My Friend Chepe / Rene Gomez Manzano

Oscar Espinosa ChepeHAVANA, Cuba , September, www.cubanet.org – I chose to let a few days pass before writing a few lines about the unfortunate death of the eminent Cuban economist Oscar Espinosa Chepe, in Madrid last Monday. I knew that many colleagues would write about it but was not intimidated by the idea that my possible arguments would be used before, by these alternative journalists.

Indeed, there were a great number of pieces published about the member of the Group of 75, a prisoner of conscience on parole when he died, still subject to fifteen years in prison. Cubanet, the prestigious digital daily to which he was a regular contributor, published on Tuesday alone six works devoted to the distinguished professional. A deserved tribute.

I met Oscar in the seventies when we both worked together in the architectural complex occupied in part by a body with a long name: The National Commission for Economic and Scientific-Technical Collaboration. It was an old building of luxury apartments, located at the corner of First and B, in El Vedado.

Both of us, having rare second surnames, were known primarily for this. Chepe was concerned with coordinating, for Cuba, the links with several of then socialist countries of Europe, while I served as General Counsel for the participation of our country in the giant factory of meetings and papers known as CAME: the Council for Mutual Economic Assistance.

They were, strictly speaking, two different state agencies, although we were in the same building because the leadership of both entities was occupied by the same director. We dealt with different topics, so that the business contacts between Chepe and me were almost nonexistent. However, as the group was small, we met and interacted, but without much depth.

In time, the decision to live in the truth, that we each made separately, brought us together again in the ranks of internal dissent. In Chepe’s case, the formidable work of economic analysis he performed was punished with imprisonment during the dark Black Spring of 2003.

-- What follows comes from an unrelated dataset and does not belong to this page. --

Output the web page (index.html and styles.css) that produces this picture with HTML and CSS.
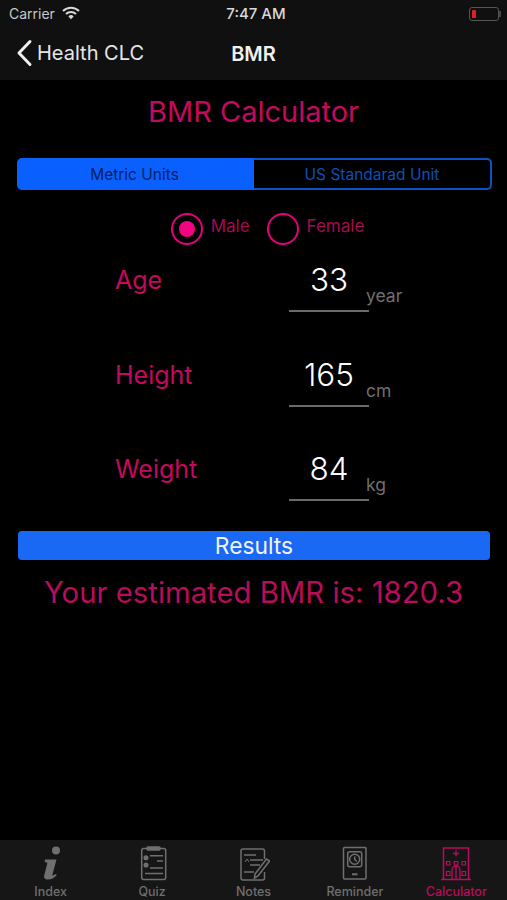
FILE: index.html
```html
<!DOCTYPE html>
<html lang="en">
<head>
    <meta charset="UTF-8">
    <meta name="viewport" content="width=device-width, initial-scale=1.0">
    <title>BMR Calculator</title>
    <link rel="stylesheet" href="styles.css">
</head>
<body>
    <header class="top-bar">
        <div class="status-bar">
            <div class="status-left">
                <span>Carrier</span>
                <svg class="wifi" width="18" height="14" viewBox="0 0 18 14" aria-hidden="true">
                    <path d="M1 5a11.500 11.500 0 0 1 16 0" fill="none" stroke="#d8d8d8" stroke-width="2"/>
                    <path d="M4 8a7.200 7.200 0 0 1 10 0" fill="none" stroke="#d8d8d8" stroke-width="2"/>
                    <path d="M6.400 10.400a3.600 3.600 0 0 1 5.200 0L9 13.200z" fill="#d8d8d8"/>
                </svg>
            </div>
            <span class="status-time">7:47 AM</span>
            <div class="battery"><span class="battery-level"></span></div>
        </div>
        <nav class="nav-bar">
            <a class="back-link">
                <svg width="18" height="28" viewBox="0 0 18 28" aria-hidden="true">
                    <path d="M15 2.500 4 14l11 11.500" fill="none" stroke="#eee" stroke-width="3" stroke-linecap="round" stroke-linejoin="round"/>
                </svg>
                <span>Health CLC</span>
            </a>
            <h1 class="nav-title">BMR</h1>
        </nav>
    </header>

    <main class="content">
        <h2 class="page-title">BMR Calculator</h2>

        <div class="segmented">
            <button type="button" class="segment active">Metric Units</button>
            <button type="button" class="segment">US Standarad Unit</button>
        </div>

        <div class="gender-row">
            <span class="radio checked"></span>
            <span class="radio-label male-label">Male</span>
            <span class="radio"></span>
            <span class="radio-label">Female</span>
        </div>

        <div class="form-rows">
            <div class="form-row">
                <span class="field-label">Age</span>
                <span class="field-value">33</span>
                <span class="field-unit">year</span>
            </div>
            <div class="form-row">
                <span class="field-label">Height</span>
                <span class="field-value">165</span>
                <span class="field-unit">cm</span>
            </div>
            <div class="form-row">
                <span class="field-label">Weight</span>
                <span class="field-value">84</span>
                <span class="field-unit">kg</span>
            </div>
        </div>

        <button type="button" class="results-btn">Results</button>
        <p class="result-text">Your estimated BMR is: 1820.3</p>
    </main>

    <footer class="tab-bar">
        <div class="tab">
            <svg width="30" height="36" viewBox="0 0 30 36" aria-hidden="true">
                <circle cx="20" cy="4.500" r="4" fill="#6f6f6f"/>
                <path d="M9 13.500h11.500l-4 15c-.3 1.200.8 1.300 3.300-.5l.9 1.300c-2.500 2.800-5.200 4.200-8.700 4.200-3.400 0-4.500-1.600-3.700-4.500l2.900-11.300c.3-1.200-.4-1.700-2.600-1.800z" fill="#6f6f6f"/>
            </svg>
            <span>Index</span>
        </div>
        <div class="tab">
            <svg width="30" height="36" viewBox="0 0 30 36" fill="none" stroke="#6f6f6f" stroke-width="1.500" aria-hidden="true">
                <rect x="4.700" y="2.500" width="24" height="31" rx="2"/>
                <rect x="10" y="1" width="13" height="3" rx="1" fill="#6f6f6f"/>
                <circle cx="9" cy="11.700" r="1.800" fill="#6f6f6f"/>
                <circle cx="9" cy="19" r="1.800" fill="#6f6f6f"/>
                <path d="M13 9.700h13M20 15h6M13 22h13M8 27.500h18"/>
            </svg>
            <span>Quiz</span>
        </div>
        <div class="tab">
            <svg width="34" height="36" viewBox="0 0 34 36" fill="none" stroke="#6f6f6f" stroke-width="1.500" aria-hidden="true">
                <path d="M28.500 13V5a2 2 0 0 0-2-2H7a2 2 0 0 0-2 2v27a2 2 0 0 0 2 2h19.500a2 2 0 0 0 2-2v-6"/>
                <path d="M8 9h12M14 14h13M14 19h10M8 26h10" stroke-width="1.400"/>
                <path d="M9 16l2-3 2 3" stroke-width="1"/>
                <path d="M33.500 15 22 30l-3.500 2 .5-4L30.500 13z" stroke-width="1.600"/>
            </svg>
            <span>Notes</span>
        </div>
        <div class="tab">
            <svg width="26" height="36" viewBox="0 0 26 36" fill="none" stroke="#6f6f6f" stroke-width="1.500" aria-hidden="true">
                <rect x="1.500" y="1.500" width="22.500" height="31.500" rx="1"/>
                <rect x="5.700" y="5.700" width="14" height="15" rx="2"/>
                <circle cx="12.700" cy="13.300" r="5"/>
                <path d="M12.700 10.500v3l2 2"/>
                <path d="M10 28.300h5.500" stroke-width="2"/>
            </svg>
            <span>Reminder</span>
        </div>
        <div class="tab current">
            <svg width="32" height="36" viewBox="0 0 32 36" fill="none" stroke="#b80c5c" stroke-width="1.500" aria-hidden="true">
                <path d="M3.500 33V2h25v31M1 33.500h30"/>
                <path d="M16 4.500v6M13 7.500h6" stroke-width="1.300"/>
                <path d="M6.500 15.500H10V19H6.500zM14.300 15.500h3.500V19h-3.500zM22 15.500h3.500V19H22zM6.500 25.500H10v4H6.500zM22 25.500h3.500v4H22z" stroke-width="1.200"/>
                <path d="M12 33v-9a4 4 0 0 1 8 0v9M16 20v13" stroke-width="1.300"/>
            </svg>
            <span>Calculator</span>
        </div>
    </footer>
</body>
</html>
```

FILE: styles.css
```css
* { box-sizing: border-box; }

body {
    margin: 0;
    height: 900px;
    display: flex;
    flex-direction: column;
    overflow: hidden;
    background-color: #000;
    color: #fff;
    font-family: Inter, "Liberation Sans", sans-serif;
}

/* Status and navigation bars */
.top-bar { height: 80px; background-color: #101010; }
.status-bar { height: 27px; padding: 0 9px; display: grid; grid-template-columns: 1fr auto 1fr; align-items: center; font-size: 14px; color: #c8c8c8; }
.status-left { display: flex; align-items: center; gap: 7px; }
.wifi { margin-bottom: 2px; }
.status-time { margin-left: 5px; color: #d8d8d8; font-size: 15px; font-weight: 500; }
.battery { position: relative; justify-self: end; width: 30px; height: 14px; margin-right: -1px; padding: 2px; border: 1px solid #555; border-radius: 3px; }
.battery::after { content: ""; position: absolute; right: -3px; top: 3px; width: 2px; height: 6px; background-color: #444; }
.battery-level { display: block; width: 4px; height: 100%; background-color: #e0201c; border-radius: 1px; }
.nav-bar { height: 53px; position: relative; display: flex; align-items: center; justify-content: center; }
.back-link { position: absolute; left: 15px; top: 12px; display: flex; align-items: center; gap: 4px; font-size: 20px; color: #e6e6e6; }
.nav-title { margin: 0; font-size: 20px; font-weight: 600; color: #f0f0f0; }

/* Main form */
.content { flex: 1; padding: 0 17px; }
.page-title { margin: 13px 0 0; height: 38px; line-height: 38px; text-align: center; font-size: 29px; font-weight: 400; color: #c4095f; }
.segmented { display: flex; height: 32px; margin: 27px -2px 0 0; }
.segment { flex: 1; padding: 0; border: 2px solid #0d52c4; border-left: none; border-radius: 0 5px 5px 0; background: none; font-family: inherit; font-size: 15.500px; color: #0f4fb8; }
.segment.active { flex: 0 0 237px; padding-right: 2px; border: none; border-radius: 5px 0 0 5px; background-color: #0a60ff; color: #04215c; }

.gender-row { display: flex; align-items: center; justify-content: center; height: 32px; margin-top: 23px; padding-left: 28px; }
.radio { width: 32px; height: 32px; border: 2.500px solid #e6007e; border-radius: 50%; display: flex; align-items: center; justify-content: center; }
.radio.checked::after { content: ""; width: 16px; height: 16px; border-radius: 50%; background-color: #f0047f; }
.radio-label { margin: 0 0 6px 8px; font-size: 17px; color: #a50a52; }
.male-label { margin-right: 17px; }

.form-rows { display: flex; flex-direction: column; gap: 40.500px; margin-top: 13px; }
.form-row { display: grid; grid-template-columns: 174px 80px auto; height: 54px; padding-left: 98px; align-items: start; }
.field-label { margin-top: 7px; font-size: 25px; color: #c4095f; }
.field-value { height: 54px; padding-top: 4px; text-align: center; font-size: 31.500px; font-weight: 300; line-height: 36px; border-bottom: 2px solid #6a6a6a; }
.field-unit { margin: 27px 0 0 -3px; font-size: 17.500px; color: #6f6f6f; }

.results-btn { display: block; width: 472px; height: 29px; margin: 30px 0 0 1px; padding: 0; border: none; border-radius: 4px; background-color: #1a69f5; color: #f2f2f2; font-family: inherit; font-size: 22.800px; }
.result-text { margin: 16px 0 0; text-align: center; font-size: 29.300px; line-height: 34px; color: #b80c5c; }

/* Tab bar */
.tab-bar { height: 60px; padding: 6px 0 0; display: grid; grid-template-columns: repeat(5, 1fr); background-color: #161616; }
.tab { display: flex; flex-direction: column; align-items: center; font-size: 12.500px; color: #6f6f6f; }
.tab span { margin-top: 2px; font-weight: 500; white-space: nowrap; }
.tab.current { color: #b80c5c; }
```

The inconsistency with which the Castro regime acted in his case is illustrative: Against the defendants at that time they brandished the pretext that they served the United States and supported the embargo maintained by that country against Cuba. It was of no use to Chepe that for years, and until the day of his death, he was a firm opponent of these measures. Castro’s judges punished him regardless.

Those of us who had the honor of knowing him, will always remember his kindness and his substantial conversation, peppered with funny anecdotes of the times in which he grew up believing in the justness of Communist ideas. In these stories, the amazing nature of this absurd system was reflected with precision no less than that of his well-argued articles devoted to the problems of his specialty.

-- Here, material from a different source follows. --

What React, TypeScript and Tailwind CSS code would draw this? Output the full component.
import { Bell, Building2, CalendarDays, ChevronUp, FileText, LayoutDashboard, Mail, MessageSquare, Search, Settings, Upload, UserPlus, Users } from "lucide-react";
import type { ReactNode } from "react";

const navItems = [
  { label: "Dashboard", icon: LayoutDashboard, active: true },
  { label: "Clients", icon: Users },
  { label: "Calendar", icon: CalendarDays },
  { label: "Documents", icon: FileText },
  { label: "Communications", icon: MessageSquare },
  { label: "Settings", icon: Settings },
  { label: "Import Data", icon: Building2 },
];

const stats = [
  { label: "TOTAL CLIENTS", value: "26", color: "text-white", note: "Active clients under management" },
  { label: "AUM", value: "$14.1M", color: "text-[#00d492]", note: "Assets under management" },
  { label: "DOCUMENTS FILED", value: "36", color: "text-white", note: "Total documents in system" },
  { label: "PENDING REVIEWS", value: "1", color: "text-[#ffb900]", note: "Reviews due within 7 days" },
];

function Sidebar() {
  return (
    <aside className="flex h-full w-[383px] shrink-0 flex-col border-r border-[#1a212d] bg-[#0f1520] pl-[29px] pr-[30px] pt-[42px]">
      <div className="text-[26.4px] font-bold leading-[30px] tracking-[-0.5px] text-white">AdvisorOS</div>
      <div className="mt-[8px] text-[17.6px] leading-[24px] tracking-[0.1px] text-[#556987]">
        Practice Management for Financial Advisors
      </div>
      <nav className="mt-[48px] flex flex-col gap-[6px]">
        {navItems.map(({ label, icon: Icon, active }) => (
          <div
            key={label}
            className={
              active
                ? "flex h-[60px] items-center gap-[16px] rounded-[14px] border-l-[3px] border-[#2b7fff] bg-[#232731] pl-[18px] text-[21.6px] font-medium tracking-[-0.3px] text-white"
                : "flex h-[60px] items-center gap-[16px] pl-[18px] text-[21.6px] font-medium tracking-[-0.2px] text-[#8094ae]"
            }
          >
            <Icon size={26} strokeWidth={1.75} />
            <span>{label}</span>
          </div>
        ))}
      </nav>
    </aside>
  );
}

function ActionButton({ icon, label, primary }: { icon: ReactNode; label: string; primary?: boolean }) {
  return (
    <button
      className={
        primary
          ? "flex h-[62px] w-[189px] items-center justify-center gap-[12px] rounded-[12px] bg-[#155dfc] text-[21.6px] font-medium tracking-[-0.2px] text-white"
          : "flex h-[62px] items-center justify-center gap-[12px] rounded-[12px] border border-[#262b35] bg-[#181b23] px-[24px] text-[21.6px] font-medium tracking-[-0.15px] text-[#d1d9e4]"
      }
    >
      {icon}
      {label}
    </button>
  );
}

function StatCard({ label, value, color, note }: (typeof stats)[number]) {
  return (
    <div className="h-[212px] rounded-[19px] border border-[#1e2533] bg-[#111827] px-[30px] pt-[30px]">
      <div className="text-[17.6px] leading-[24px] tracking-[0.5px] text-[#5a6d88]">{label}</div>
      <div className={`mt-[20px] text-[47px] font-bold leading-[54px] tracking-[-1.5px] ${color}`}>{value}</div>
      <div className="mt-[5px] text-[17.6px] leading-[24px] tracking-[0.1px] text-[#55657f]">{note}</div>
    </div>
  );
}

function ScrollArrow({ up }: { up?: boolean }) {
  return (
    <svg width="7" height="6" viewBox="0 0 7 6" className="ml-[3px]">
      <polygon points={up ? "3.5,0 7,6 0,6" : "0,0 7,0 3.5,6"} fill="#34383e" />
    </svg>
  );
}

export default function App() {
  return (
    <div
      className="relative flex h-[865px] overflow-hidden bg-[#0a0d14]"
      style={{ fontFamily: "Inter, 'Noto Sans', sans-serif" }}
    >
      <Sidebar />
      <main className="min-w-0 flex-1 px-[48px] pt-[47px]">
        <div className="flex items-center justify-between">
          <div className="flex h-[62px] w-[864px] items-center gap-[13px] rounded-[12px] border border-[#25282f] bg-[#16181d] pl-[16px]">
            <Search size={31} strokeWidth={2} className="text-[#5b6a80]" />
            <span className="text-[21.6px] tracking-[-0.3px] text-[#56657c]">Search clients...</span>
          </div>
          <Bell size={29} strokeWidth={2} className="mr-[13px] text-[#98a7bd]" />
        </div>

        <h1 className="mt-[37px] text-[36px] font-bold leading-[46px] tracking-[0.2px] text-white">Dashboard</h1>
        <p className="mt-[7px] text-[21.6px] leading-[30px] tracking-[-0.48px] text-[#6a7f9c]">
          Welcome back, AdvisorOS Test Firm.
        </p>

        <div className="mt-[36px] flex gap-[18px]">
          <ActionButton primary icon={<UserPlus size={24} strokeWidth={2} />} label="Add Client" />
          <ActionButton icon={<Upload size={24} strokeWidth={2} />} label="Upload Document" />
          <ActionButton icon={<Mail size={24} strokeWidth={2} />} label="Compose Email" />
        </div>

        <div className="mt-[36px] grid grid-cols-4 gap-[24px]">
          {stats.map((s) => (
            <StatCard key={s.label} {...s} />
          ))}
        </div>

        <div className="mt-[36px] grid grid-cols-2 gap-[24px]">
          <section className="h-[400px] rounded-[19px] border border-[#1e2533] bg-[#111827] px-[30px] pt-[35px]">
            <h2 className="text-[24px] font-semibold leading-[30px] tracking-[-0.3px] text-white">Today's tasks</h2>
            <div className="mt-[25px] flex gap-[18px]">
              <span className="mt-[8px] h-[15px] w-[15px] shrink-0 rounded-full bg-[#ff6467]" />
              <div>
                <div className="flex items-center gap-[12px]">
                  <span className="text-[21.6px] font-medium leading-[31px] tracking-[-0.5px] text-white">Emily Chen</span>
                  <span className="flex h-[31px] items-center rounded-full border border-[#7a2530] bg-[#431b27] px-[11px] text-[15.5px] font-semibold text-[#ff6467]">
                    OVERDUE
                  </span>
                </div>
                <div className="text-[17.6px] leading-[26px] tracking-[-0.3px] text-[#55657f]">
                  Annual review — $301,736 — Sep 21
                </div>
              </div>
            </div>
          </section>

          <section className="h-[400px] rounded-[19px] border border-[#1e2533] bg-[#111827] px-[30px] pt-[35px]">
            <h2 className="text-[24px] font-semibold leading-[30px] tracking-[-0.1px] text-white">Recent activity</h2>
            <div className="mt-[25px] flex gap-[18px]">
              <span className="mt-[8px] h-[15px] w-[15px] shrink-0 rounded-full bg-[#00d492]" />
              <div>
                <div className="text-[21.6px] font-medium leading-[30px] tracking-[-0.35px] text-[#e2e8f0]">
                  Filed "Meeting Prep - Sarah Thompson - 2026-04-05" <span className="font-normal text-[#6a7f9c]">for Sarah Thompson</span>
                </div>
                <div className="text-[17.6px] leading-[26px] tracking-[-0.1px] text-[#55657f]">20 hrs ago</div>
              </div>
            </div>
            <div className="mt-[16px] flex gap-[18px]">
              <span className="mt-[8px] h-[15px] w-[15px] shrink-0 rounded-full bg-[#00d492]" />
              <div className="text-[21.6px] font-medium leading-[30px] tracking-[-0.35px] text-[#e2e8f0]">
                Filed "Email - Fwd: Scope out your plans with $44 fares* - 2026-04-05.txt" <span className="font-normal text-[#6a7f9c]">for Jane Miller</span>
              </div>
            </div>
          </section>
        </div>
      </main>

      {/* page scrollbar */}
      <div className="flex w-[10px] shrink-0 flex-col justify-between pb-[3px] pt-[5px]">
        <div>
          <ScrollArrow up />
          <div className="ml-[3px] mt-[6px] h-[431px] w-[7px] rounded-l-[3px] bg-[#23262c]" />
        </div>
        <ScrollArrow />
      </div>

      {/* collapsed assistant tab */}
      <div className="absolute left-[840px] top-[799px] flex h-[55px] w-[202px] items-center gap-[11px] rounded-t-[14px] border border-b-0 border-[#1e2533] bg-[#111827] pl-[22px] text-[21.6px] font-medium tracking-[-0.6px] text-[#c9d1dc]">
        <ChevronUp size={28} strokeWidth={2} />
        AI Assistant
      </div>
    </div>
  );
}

During my recent trip to the U.S., I had the opportunity to observe the immense prestige Chepe enjoyed among his colleagues. At the congress of the Association for the Study of the Cuban Economy, scholars devoted to these issues — and also highly competent professionals — expressed with one voice their disappointment at the absence of the illustrious gentleman from Cienfuegos, motivated by his illness.

It wasn’t the first time that he had been unable to attend such events in person: the refusal to allow temporary travel of dissidents abroad, kept for decades by the Cuban government and lifted just months ago, prevented him from attending. However, he always collaborated with substantial presentations that were followed with great interest by his colleagues living outside the island.

In death Chepe joins other pro-democracy activists who have suffered in the internal opposition over the years. His name is now joined in our memory with those who preceded him in this passage: Jesús Yanes Pelletier, the Moncada attacker Gustavo Arcos Bergnes, Orlando Zapata Tamayo, Juan Wilfredo Soto, Wilman Villar, Laura Pollán, my father-in-law Bienvenido Perdigón, Oswaldo Payá, Harold Cepero…

Many have fallen during these decades of peaceful struggle. Not remotely as many as those killed in combat or shot during the early Castro years, but they are closer to us. They make the oldest of us feel like castaways who have managed to survive while they have gone before.

But they also show us the way forward. Their memory and their work inspires us and their work remains as a guide to those who follow in their footsteps in this peaceful battle. In that sense, Oscar Espinosa Chepe was and remains an outstanding example.